> [Request] Show all lines from the listing below that contain "Tailwind".

> [Provided records]
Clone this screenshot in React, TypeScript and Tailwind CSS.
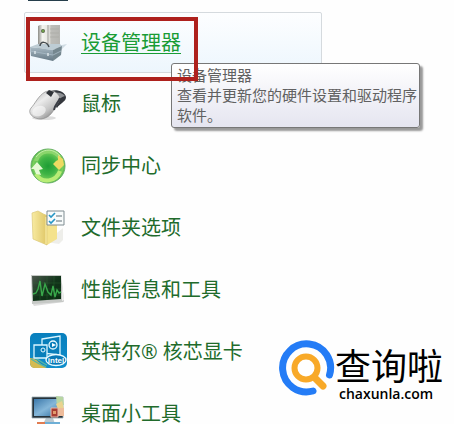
...
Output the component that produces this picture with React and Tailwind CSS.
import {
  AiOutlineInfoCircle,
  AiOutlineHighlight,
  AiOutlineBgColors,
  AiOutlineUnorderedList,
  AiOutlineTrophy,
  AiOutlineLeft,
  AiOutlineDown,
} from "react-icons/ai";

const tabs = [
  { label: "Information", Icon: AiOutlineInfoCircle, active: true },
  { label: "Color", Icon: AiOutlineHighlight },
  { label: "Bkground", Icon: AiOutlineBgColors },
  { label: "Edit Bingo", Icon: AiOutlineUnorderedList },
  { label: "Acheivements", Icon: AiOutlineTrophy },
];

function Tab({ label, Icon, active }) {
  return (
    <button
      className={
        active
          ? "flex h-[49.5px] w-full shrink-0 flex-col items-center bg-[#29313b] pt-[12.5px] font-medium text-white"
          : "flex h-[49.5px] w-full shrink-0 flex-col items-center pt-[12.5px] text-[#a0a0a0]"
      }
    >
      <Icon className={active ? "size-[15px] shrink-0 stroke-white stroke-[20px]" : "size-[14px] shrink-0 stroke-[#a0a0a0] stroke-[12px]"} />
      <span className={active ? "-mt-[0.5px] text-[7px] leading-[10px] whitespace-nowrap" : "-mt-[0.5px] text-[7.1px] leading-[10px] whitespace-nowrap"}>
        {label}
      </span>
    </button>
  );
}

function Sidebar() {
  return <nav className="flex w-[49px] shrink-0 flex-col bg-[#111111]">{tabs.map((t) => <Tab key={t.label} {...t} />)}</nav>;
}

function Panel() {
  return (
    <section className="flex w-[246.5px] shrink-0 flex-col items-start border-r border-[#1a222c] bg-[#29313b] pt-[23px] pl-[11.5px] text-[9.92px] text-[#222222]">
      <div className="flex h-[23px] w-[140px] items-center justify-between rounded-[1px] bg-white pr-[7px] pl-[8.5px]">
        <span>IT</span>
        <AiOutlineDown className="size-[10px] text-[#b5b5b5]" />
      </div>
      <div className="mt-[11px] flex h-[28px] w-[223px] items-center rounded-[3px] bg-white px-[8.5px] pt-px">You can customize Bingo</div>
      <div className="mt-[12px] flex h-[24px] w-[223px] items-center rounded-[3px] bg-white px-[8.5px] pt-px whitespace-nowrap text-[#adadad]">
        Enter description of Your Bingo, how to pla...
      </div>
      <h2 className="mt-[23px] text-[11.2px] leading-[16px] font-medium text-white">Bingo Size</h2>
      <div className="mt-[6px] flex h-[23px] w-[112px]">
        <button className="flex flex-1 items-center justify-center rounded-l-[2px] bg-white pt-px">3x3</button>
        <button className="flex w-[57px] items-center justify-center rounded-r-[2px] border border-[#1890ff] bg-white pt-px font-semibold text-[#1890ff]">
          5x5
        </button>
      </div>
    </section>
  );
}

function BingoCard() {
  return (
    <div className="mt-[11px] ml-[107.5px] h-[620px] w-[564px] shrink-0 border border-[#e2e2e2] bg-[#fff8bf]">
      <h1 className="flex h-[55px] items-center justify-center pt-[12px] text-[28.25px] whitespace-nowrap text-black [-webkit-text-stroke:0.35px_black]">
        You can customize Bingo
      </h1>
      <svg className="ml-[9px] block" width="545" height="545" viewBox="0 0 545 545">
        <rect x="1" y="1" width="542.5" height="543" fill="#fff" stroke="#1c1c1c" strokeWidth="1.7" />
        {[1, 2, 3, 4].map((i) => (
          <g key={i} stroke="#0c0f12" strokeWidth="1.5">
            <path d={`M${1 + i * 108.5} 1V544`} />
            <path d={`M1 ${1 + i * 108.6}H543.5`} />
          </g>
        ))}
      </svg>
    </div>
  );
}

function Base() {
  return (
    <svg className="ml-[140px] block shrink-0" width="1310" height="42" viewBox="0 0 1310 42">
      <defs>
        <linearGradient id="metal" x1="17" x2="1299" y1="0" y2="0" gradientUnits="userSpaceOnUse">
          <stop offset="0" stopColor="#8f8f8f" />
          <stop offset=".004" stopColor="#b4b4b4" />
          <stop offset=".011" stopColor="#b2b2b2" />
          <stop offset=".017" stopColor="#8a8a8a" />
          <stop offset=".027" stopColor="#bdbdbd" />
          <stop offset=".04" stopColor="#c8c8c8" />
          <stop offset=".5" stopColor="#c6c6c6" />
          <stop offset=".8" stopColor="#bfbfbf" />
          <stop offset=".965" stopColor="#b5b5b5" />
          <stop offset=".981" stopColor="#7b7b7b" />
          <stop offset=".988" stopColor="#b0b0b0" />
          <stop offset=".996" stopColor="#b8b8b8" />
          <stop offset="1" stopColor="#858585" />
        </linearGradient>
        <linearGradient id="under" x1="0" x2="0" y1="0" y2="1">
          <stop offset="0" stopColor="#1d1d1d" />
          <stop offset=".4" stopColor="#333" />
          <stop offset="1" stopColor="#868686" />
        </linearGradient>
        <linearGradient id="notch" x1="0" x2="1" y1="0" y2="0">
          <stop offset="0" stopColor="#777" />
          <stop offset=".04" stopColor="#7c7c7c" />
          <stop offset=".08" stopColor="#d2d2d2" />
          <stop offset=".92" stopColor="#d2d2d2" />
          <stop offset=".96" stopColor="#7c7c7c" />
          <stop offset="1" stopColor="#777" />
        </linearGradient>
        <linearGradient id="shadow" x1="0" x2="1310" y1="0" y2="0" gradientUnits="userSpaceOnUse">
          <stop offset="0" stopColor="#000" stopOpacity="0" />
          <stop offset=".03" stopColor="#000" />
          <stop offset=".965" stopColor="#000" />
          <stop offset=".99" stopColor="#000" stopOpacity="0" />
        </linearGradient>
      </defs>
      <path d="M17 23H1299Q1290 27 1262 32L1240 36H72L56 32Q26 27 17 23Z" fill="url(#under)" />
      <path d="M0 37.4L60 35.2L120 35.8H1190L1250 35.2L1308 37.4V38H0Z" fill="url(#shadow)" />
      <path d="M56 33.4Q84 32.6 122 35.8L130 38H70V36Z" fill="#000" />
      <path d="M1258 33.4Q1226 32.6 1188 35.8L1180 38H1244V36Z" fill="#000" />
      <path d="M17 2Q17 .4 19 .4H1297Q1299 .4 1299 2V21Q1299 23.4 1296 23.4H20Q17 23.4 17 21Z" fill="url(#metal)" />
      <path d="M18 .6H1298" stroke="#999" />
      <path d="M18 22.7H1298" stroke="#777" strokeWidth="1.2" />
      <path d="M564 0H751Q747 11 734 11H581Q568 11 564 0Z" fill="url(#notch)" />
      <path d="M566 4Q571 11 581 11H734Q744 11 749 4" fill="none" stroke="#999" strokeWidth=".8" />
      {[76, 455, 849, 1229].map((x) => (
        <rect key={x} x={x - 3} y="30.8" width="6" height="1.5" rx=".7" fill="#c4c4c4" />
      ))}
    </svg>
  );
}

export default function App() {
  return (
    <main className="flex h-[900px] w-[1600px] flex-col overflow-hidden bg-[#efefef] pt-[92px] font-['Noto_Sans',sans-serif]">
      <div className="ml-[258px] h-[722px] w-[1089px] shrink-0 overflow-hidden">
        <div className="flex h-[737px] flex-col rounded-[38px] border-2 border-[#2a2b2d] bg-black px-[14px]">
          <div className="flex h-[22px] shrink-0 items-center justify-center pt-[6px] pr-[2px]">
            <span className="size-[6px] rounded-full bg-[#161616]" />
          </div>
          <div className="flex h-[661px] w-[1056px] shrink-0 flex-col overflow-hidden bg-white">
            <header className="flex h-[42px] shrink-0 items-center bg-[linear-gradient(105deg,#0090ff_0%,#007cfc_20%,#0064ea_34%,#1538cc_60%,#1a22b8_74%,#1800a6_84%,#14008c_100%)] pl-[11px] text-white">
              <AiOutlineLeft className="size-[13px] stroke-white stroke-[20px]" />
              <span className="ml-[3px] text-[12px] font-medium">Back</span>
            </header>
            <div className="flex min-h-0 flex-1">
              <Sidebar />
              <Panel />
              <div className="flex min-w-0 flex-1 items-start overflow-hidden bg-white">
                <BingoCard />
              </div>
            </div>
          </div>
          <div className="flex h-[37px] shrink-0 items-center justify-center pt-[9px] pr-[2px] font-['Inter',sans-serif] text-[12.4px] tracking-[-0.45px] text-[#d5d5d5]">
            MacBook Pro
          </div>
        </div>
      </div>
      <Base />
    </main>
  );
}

> [Written response]
Clone this screenshot in React, TypeScript and Tailwind CSS.
Output the component that produces this picture with React and Tailwind CSS.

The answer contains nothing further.